If you’re planning around an open call, start looking well in advance. Residencies in Fez tend to be announced months ahead of the stay. Keep an eye on the residency’s own site rather than relying on reposted listings, since details can shift.
Who Fez suits best
Fez is especially good for artists who want:
- time for research, reflection, or slow production
- direct contact with craft traditions and local making cultures
- a historic setting that genuinely shapes the work
- housing in or near the medina
- a residency that feels place-based rather than institution-heavy
If you need a polished studio complex, highly scheduled programming, or a very urban contemporary-art scene, Fez may feel looser than you want. If you’re open to texture, ambiguity, and everyday life as part of the residency, it can be exactly the right place.
How to prepare well
Bring a flexible workflow. Fez rewards artists who can adapt to different light, noise, and space conditions.
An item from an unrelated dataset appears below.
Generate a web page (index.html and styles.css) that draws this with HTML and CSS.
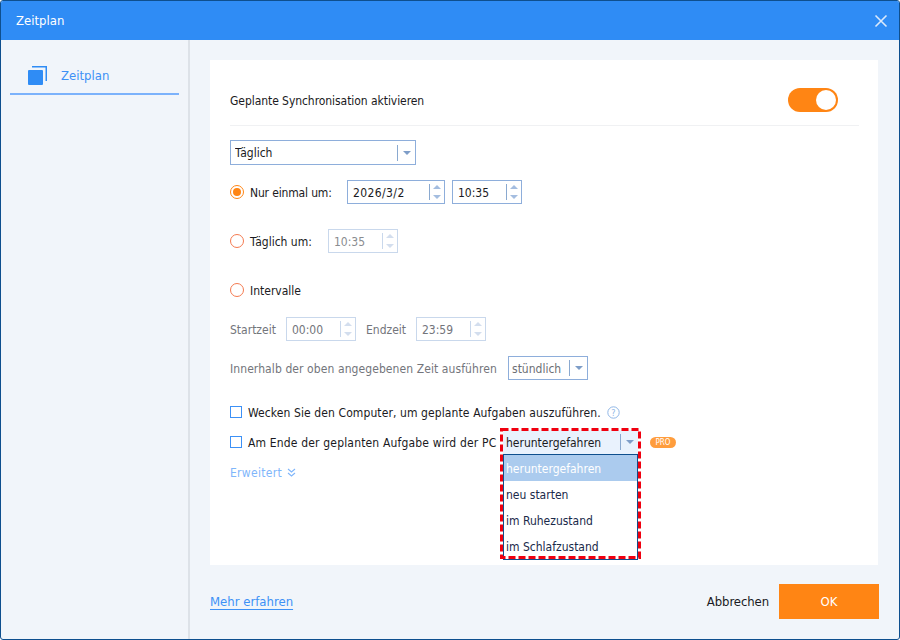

A small toolkit often works better than a highly specialized setup.
Ask practical questions before you accept a place: Is the studio private? How reliable is wifi? How much natural light is there? Can you host visitors? Is there space for wet work, sound work, or larger materials? Can the residency help with artisan introductions if that matters to your project?
If you’re planning public-facing work, check language support early. English and Arabic may be used in some programs, and French is widely useful in Morocco. Clear communication will save you stress later.
For many artists, the real value of Fez is not just the residency offer itself. It’s the way the city holds attention. If you want your next residency to give you space, but also a strong sense of place, Fez belongs on your list.
To verify current listings and residency structures, start with the program sites for Nawat Fes and the Res Artis listing for Fez Art Residency, then compare with current open calls before you plan travel.